** DATA SHOWN **
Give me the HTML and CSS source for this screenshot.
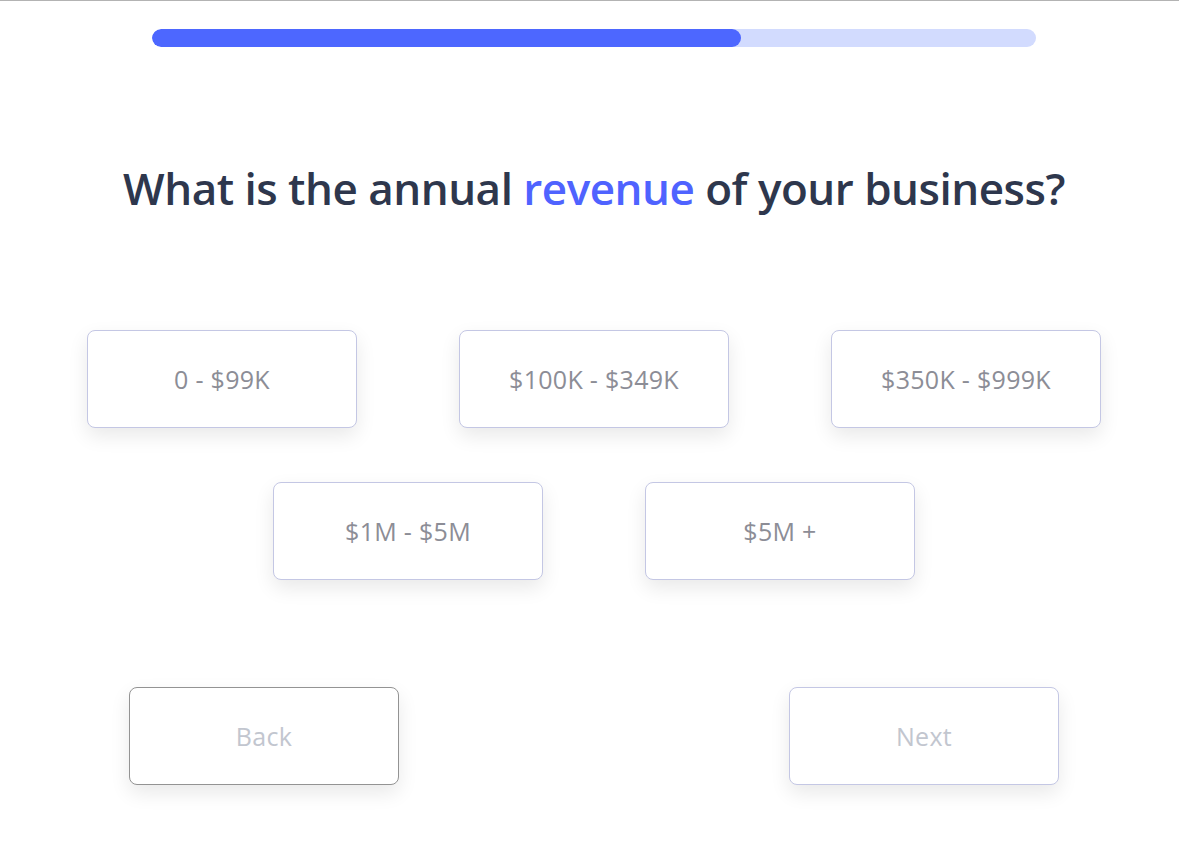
FILE: index.html
```html
<!DOCTYPE html>
<html lang="en">
<head>
<meta charset="utf-8">
<title>Annual revenue</title>
<link rel="stylesheet" href="styles.css">
</head>
<body>
<div class="page">
  <div class="progress"><div class="progress-fill" style="width: 66.6%"></div></div>
  <h1 class="question">What is the annual <span class="accent">revenue</span> of your business?</h1>
  <div class="options">
    <div class="row">
      <button class="option">0 - $99K</button>
      <button class="option">$100K - $349K</button>
      <button class="option">$350K - $999K</button>
    </div>
    <div class="row">
      <button class="option">$1M - $5M</button>
      <button class="option">$5M +</button>
    </div>
  </div>
  <div class="nav">
    <button class="nav-btn back">Back</button>
    <button class="nav-btn next">Next</button>
  </div>
</div>
</body>
</html>
```
FILE: styles.css
```css
html, body {
  margin: 0;
  padding: 0;
  background: #ffffff;
}
body {
  border-top: 1px solid #b3b3b3;
  font-family: "Open Sans", "Liberation Sans", sans-serif;
}
.page {
  width: 1188px;
  padding-bottom: 60px;
  display: flex;
  flex-direction: column;
  align-items: center;
}
.progress {
  margin-top: 28px;
  width: 884px;
  height: 18px;
  border-radius: 9px;
  background: #d2dbfe;
  overflow: hidden;
}
.progress-fill {
  height: 100%;
  border-radius: 9px;
  background: #4d67ff;
}
.question {
  margin: 111px 0 0 0;
  font-size: 44px;
  font-weight: 600;
  color: #2e374d;
  letter-spacing: -0.5px;
  line-height: 60px;
}
.accent {
  color: #4f63ff;
}
.options {
  margin-top: 112px;
  display: flex;
  flex-direction: column;
  gap: 54px;
}
.row {
  display: flex;
  justify-content: center;
  gap: 102px;
}
button {
  font-family: inherit;
  cursor: pointer;
}
.option, .nav-btn {
  width: 270px;
  height: 98px;
  background: #ffffff;
  border: 1px solid #c4c7e4;
  border-radius: 8px;
  box-shadow: 0 8px 20px rgba(0, 0, 0, 0.09);
  font-size: 25px;
  letter-spacing: 0.3px;
  color: #8c8d96;
}
.nav {
  margin-top: 107px;
  display: flex;
  gap: 390px;
}
.nav-btn {
  color: #c2c6cf;
}
.back {
  border-color: #939393;
}
```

** WHAT THE TASK ASKS **
Extract the full listing above verbatim; pictures are to be left out of the copy.

** TASK SOLUTION **
Give me the HTML and CSS source for this screenshot.
FILE: index.html
```html
<!DOCTYPE html>
<html lang="en">
<head>
<meta charset="utf-8">
<title>Annual revenue</title>
<link rel="stylesheet" href="styles.css">
</head>
<body>
<div class="page">
  <div class="progress"><div class="progress-fill" style="width: 66.6%"></div></div>
  <h1 class="question">What is the annual <span class="accent">revenue</span> of your business?</h1>
  <div class="options">
    <div class="row">
      <button class="option">0 - $99K</button>
      <button class="option">$100K - $349K</button>
      <button class="option">$350K - $999K</button>
    </div>
    <div class="row">
      <button class="option">$1M - $5M</button>
      <button class="option">$5M +</button>
    </div>
  </div>
  <div class="nav">
    <button class="nav-btn back">Back</button>
    <button class="nav-btn next">Next</button>
  </div>
</div>
</body>
</html>
```
FILE: styles.css
```css
html, body {
  margin: 0;
  padding: 0;
  background: #ffffff;
}
body {
  border-top: 1px solid #b3b3b3;
  font-family: "Open Sans", "Liberation Sans", sans-serif;
}
.page {
  width: 1188px;
  padding-bottom: 60px;
  display: flex;
  flex-direction: column;
  align-items: center;
}
.progress {
  margin-top: 28px;
  width: 884px;
  height: 18px;
  border-radius: 9px;
  background: #d2dbfe;
  overflow: hidden;
}
.progress-fill {
  height: 100%;
  border-radius: 9px;
  background: #4d67ff;
}
.question {
  margin: 111px 0 0 0;
  font-size: 44px;
  font-weight: 600;
  color: #2e374d;
  letter-spacing: -0.5px;
  line-height: 60px;
}
.accent {
  color: #4f63ff;
}
.options {
  margin-top: 112px;
  display: flex;
  flex-direction: column;
  gap: 54px;
}
.row {
  display: flex;
  justify-content: center;
  gap: 102px;
}
button {
  font-family: inherit;
  cursor: pointer;
}
.option, .nav-btn {
  width: 270px;
  height: 98px;
  background: #ffffff;
  border: 1px solid #c4c7e4;
  border-radius: 8px;
  box-shadow: 0 8px 20px rgba(0, 0, 0, 0.09);
  font-size: 25px;
  letter-spacing: 0.3px;
  color: #8c8d96;
}
.nav {
  margin-top: 107px;
  display: flex;
  gap: 390px;
}
.nav-btn {
  color: #c2c6cf;
}
.back {
  border-color: #939393;
}
```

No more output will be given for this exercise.